ISPDiffuser: Learning RAW-to-sRGB Mappings with Texture-Aware Diffusion Models and Histogram-Guided Color Consistency

TL;DR

ISPDiffuser tackles the RAW-to-sRGB mapping challenge by decoupling detail reconstruction from color mapping. It introduces a texture-aware diffusion model to refine grayscale details and a histogram-guided color consistency module to enforce accurate, DSLR-like colors, optimized via two-stage training with dedicated losses $L_{con}$, $L_{tel}$, and $L_{ccl}$. Across ZRR PyNet and MAI MAI benchmarks, it achieves state-of-the-art perceptual and quantitative metrics, and user studies corroborate its superior visual quality. The approach offers a practical pathway to DSLR-quality sRGB outputs on mobile RAW data, with potential for improved ISP pipelines when paired with efficient inference strategies.

Abstract

RAW-to-sRGB mapping, or the simulation of the traditional camera image signal processor (ISP), aims to generate DSLR-quality sRGB images from raw data captured by smartphone sensors. Despite achieving comparable results to sophisticated handcrafted camera ISP solutions, existing learning-based methods still struggle with detail disparity and color distortion. In this paper, we present ISPDiffuser, a diffusion-based decoupled framework that separates the RAW-to-sRGB mapping into detail reconstruction in grayscale space and color consistency mapping from grayscale to sRGB. Specifically, we propose a texture-aware diffusion model that leverages the generative ability of diffusion models to focus on local detail recovery, in which a texture enrichment loss is further proposed to prompt the diffusion model to generate more intricate texture details. Subsequently, we introduce a histogram-guided color consistency module that utilizes color histogram as guidance to learn precise color information for grayscale to sRGB color consistency mapping, with a color consistency loss designed to constrain the learned color information. Extensive experimental results show that the proposed ISPDiffuser outperforms state-of-the-art competitors both quantitatively and visually. The code is available at https://github.com/RenYangSCU/ISPDiffuser.

Figures (7)

• Figure 1: Visual comparison with the previous state-of-the-art method FourierISP FourierISP. Our approach exhibits better local detail reconstruction (the red boxes show the content difference between generated images and GT images) and global color consistency mapping capabilities.
• Figure 2: The overall pipeline of our proposed framework. We first employ an encoder $\mathcal{E}(\cdot)$ to convert RAW image $I_{r}$ and grayscale version $I_{g}$ of the sRGB image into latent space denoted as $\mathcal{F}_{r}$ and $\mathcal{F}_{g}$. The encoded feature $\mathcal{F}_{g}$ is taken as the input of the proposed texture-aware diffusion model (TADM) to perform the forward diffusion process.

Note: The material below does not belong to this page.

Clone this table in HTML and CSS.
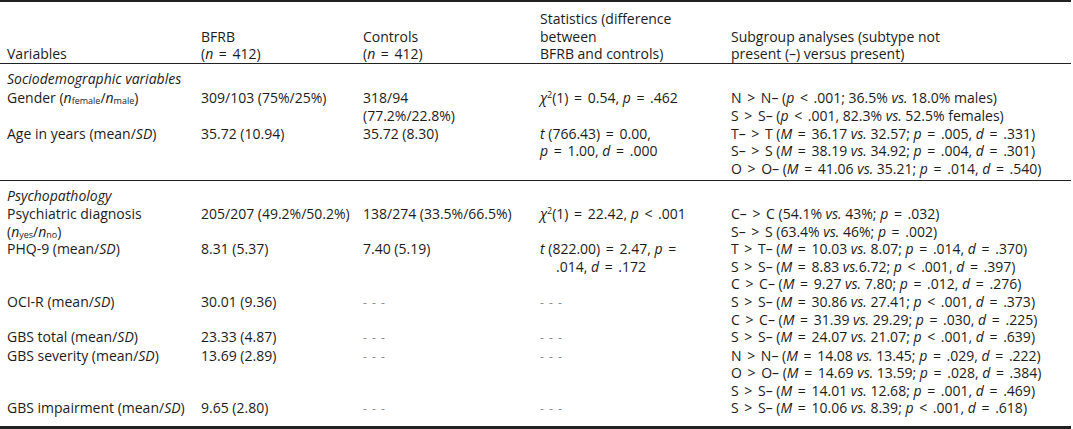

With the guidance of the raw feature $\mathcal{F}_{r}$, we generate the reconstructed gray feature $\hat{\mathcal{F}}_{g}$ from the noised tensor $\mathbf{x}_{t}$ during training, which is replaced by randomly sampled Gaussian noise $\hat{\mathbf{x}}_{T}$ during inference. Finally, we utilize the proposed histogram-guided color consistency module (HCCM) to colorize the generated $\hat{\mathcal{F}}_{g}$ and subsequently send it to a decoder $\mathcal{D}(\cdot)$ to produce the final sRGB result $\hat{I}_{s}$.
• Figure 3: The detailed architecture of our proposed histogram-guided color consistency module.
• Figure 4: Qualitative comparison of our method and competitive methods on the ZRR dataset PyNet (row 1) and MAI dataset MAI (row 2). The error maps represent the content difference between the generated sRGB images and the GT images, the darker the better. Best viewed by zooming in.
• Figure 5: Score distributions of user study, where the ordinate axis records the rating frequency received from the 26 participants. Our method receives more "best” ratings.